-------- Provided data --------

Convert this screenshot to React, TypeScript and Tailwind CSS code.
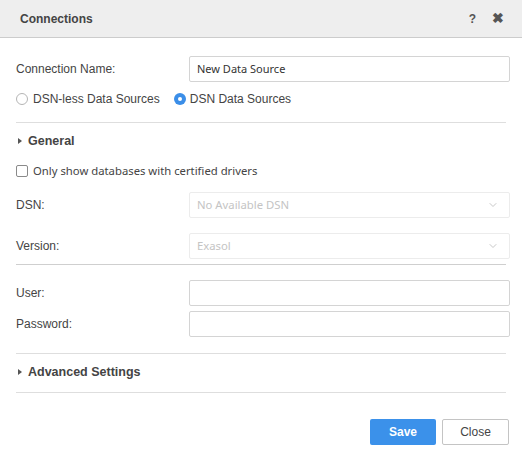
import { FiChevronDown } from 'react-icons/fi'

const Divider = ({ dark }: { dark?: boolean }) => (
  <div className={`h-px mx-4 ${dark ? 'bg-[#cfcfcf]' : 'bg-[#dedede]'}`} />
)

const Section = ({ title }: { title: string }) => (
  <div className="flex items-center gap-[6px] pl-[18px] text-[12.5px] font-bold text-[#444]">
    <svg width="4" height="6" viewBox="0 0 4 6"><path d="M0 0 L4 3 L0 6 Z" fill="#555" /></svg>
    <span>{title}</span>
  </div>
)

const Field = ({ label, children, className = '' }: { label: string; children: React.ReactNode; className?: string }) => (
  <div className={`flex items-center pl-4 pr-3 ${className}`}>
    <div className="w-[173px] text-[12px] text-[#444]">{label}</div>
    {children}
  </div>
)

const Input = ({ value }: { value?: string }) => (
  <div className="flex-1 h-[26px] border border-[#d4d4d4] rounded-[2px] bg-white flex items-center px-[7px] text-[11px] text-[#333] font-['Noto_Sans',sans-serif]">
    {value}
  </div>
)

const Select = ({ value }: { value: string }) => (
  <div className="flex-1 h-[26px] border border-[#ececec] rounded-[2px] bg-white flex items-center justify-between pl-[7px] pr-[10px] text-[11.3px] text-[#c4c4c4] font-['Noto_Sans',sans-serif]">
    <span>{value}</span>
    <FiChevronDown size={12} className="text-[#c8c8c8]" />
  </div>
)

export default function App() {
  return (
    <div className="w-[522px] h-[457px] bg-white font-['Liberation_Sans',Arial,sans-serif] flex flex-col">
      <div className="h-[38px] bg-[#eeeeee] border-b border-[#cccccc] flex items-center justify-between pl-5 pr-[18px] shrink-0">
        <span className="text-[12px] font-bold text-[#444]">Connections</span>
        <div className="flex items-center gap-[16px] text-[12px] font-bold text-[#555]">
          <span>?</span>
          <span className="text-[14px]">✖</span>
        </div>
      </div>

      <Field label="Connection Name:" className="mt-[18px]">
        <Input value="New Data Source" />
      </Field>

      <div className="flex items-center pl-4 mt-[5px] h-[24px] text-[12px] text-[#444]">
        <span className="w-[12px] h-[12px] rounded-full border border-[#b5b5b5] bg-white" />
        <span className="ml-[5px]">DSN-less Data Sources</span>
        <span className="ml-[14px] w-[12px] h-[12px] rounded-full bg-[#3b8ee8] flex items-center justify-center">
          <span className="w-[4px] h-[4px] rounded-full bg-white" />
        </span>
        <span className="ml-[4px]">DSN Data Sources</span>
      </div>

      <div className="mt-[11px]"><Divider /></div>

      <div className="mt-[11px] h-[14px] flex items-center"><Section title="General" /></div>

      <div className="mt-[16px] flex items-center pl-4 h-[14px] text-[11.3px] text-[#444] font-['Noto_Sans',sans-serif]">
        <span className="w-[12px] h-[12px] rounded-[2px] border border-[#8a8a8a] bg-white" />
        <span className="ml-[5px]">Only show databases with certified drivers</span>
      </div>

      <Field label="DSN:" className="mt-[14px]">
        <Select value="No Available DSN" />
      </Field>
      <Field label="Version:" className="mt-[15px]">
        <Select value="Exasol" />
      </Field>

      <div className="mt-[5px]"><Divider dark /></div>

      <Field label="User:" className="mt-[15px]">
        <Input />
      </Field>
      <Field label="Password:" className="mt-[5px]">
        <Input />
      </Field>

      <div className="mt-[16px]"><Divider /></div>
      <div className="mt-[11px] h-[14px] flex items-center"><Section title="Advanced Settings" /></div>
      <div className="mt-[13px]"><Divider /></div>

      <div className="mt-[26px] flex justify-end gap-[6px] pr-[13px]">
        <button className="w-[66px] h-[26px] rounded-[2px] bg-[#3b91ea] text-white text-[12px] font-bold">Save</button>
        <button className="w-[67px] h-[26px] rounded-[2px] border border-[#c4c4c4] bg-white text-[#444] text-[12px]">Close</button>
      </div>
    </div>
  )
}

--------

(Stated problem):
Leaving out the pictures, repeat the data above exactly.

(Answer to the problem):
Convert this screenshot to React, TypeScript and Tailwind CSS code.
import { FiChevronDown } from 'react-icons/fi'

const Divider = ({ dark }: { dark?: boolean }) => (
  <div className={`h-px mx-4 ${dark ? 'bg-[#cfcfcf]' : 'bg-[#dedede]'}`} />
)

const Section = ({ title }: { title: string }) => (
  <div className="flex items-center gap-[6px] pl-[18px] text-[12.5px] font-bold text-[#444]">
    <svg width="4" height="6" viewBox="0 0 4 6"><path d="M0 0 L4 3 L0 6 Z" fill="#555" /></svg>
    <span>{title}</span>
  </div>
)

const Field = ({ label, children, className = '' }: { label: string; children: React.ReactNode; className?: string }) => (
  <div className={`flex items-center pl-4 pr-3 ${className}`}>
    <div className="w-[173px] text-[12px] text-[#444]">{label}</div>
    {children}
  </div>
)

const Input = ({ value }: { value?: string }) => (
  <div className="flex-1 h-[26px] border border-[#d4d4d4] rounded-[2px] bg-white flex items-center px-[7px] text-[11px] text-[#333] font-['Noto_Sans',sans-serif]">
    {value}
  </div>
)

const Select = ({ value }: { value: string }) => (
  <div className="flex-1 h-[26px] border border-[#ececec] rounded-[2px] bg-white flex items-center justify-between pl-[7px] pr-[10px] text-[11.3px] text-[#c4c4c4] font-['Noto_Sans',sans-serif]">
    <span>{value}</span>
    <FiChevronDown size={12} className="text-[#c8c8c8]" />
  </div>
)

export default function App() {
  return (
    <div className="w-[522px] h-[457px] bg-white font-['Liberation_Sans',Arial,sans-serif] flex flex-col">
      <div className="h-[38px] bg-[#eeeeee] border-b border-[#cccccc] flex items-center justify-between pl-5 pr-[18px] shrink-0">
        <span className="text-[12px] font-bold text-[#444]">Connections</span>
        <div className="flex items-center gap-[16px] text-[12px] font-bold text-[#555]">
          <span>?</span>
          <span className="text-[14px]">✖</span>
        </div>
      </div>

      <Field label="Connection Name:" className="mt-[18px]">
        <Input value="New Data Source" />
      </Field>

      <div className="flex items-center pl-4 mt-[5px] h-[24px] text-[12px] text-[#444]">
        <span className="w-[12px] h-[12px] rounded-full border border-[#b5b5b5] bg-white" />
        <span className="ml-[5px]">DSN-less Data Sources</span>
        <span className="ml-[14px] w-[12px] h-[12px] rounded-full bg-[#3b8ee8] flex items-center justify-center">
          <span className="w-[4px] h-[4px] rounded-full bg-white" />
        </span>
        <span className="ml-[4px]">DSN Data Sources</span>
      </div>

      <div className="mt-[11px]"><Divider /></div>

      <div className="mt-[11px] h-[14px] flex items-center"><Section title="General" /></div>

      <div className="mt-[16px] flex items-center pl-4 h-[14px] text-[11.3px] text-[#444] font-['Noto_Sans',sans-serif]">
        <span className="w-[12px] h-[12px] rounded-[2px] border border-[#8a8a8a] bg-white" />
        <span className="ml-[5px]">Only show databases with certified drivers</span>
      </div>

      <Field label="DSN:" className="mt-[14px]">
        <Select value="No Available DSN" />
      </Field>
      <Field label="Version:" className="mt-[15px]">
        <Select value="Exasol" />
      </Field>

      <div className="mt-[5px]"><Divider dark /></div>

      <Field label="User:" className="mt-[15px]">
        <Input />
      </Field>
      <Field label="Password:" className="mt-[5px]">
        <Input />
      </Field>

      <div className="mt-[16px]"><Divider /></div>
      <div className="mt-[11px] h-[14px] flex items-center"><Section title="Advanced Settings" /></div>
      <div className="mt-[13px]"><Divider /></div>

      <div className="mt-[26px] flex justify-end gap-[6px] pr-[13px]">
        <button className="w-[66px] h-[26px] rounded-[2px] bg-[#3b91ea] text-white text-[12px] font-bold">Save</button>
        <button className="w-[67px] h-[26px] rounded-[2px] border border-[#c4c4c4] bg-white text-[#444] text-[12px]">Close</button>
      </div>
    </div>
  )
}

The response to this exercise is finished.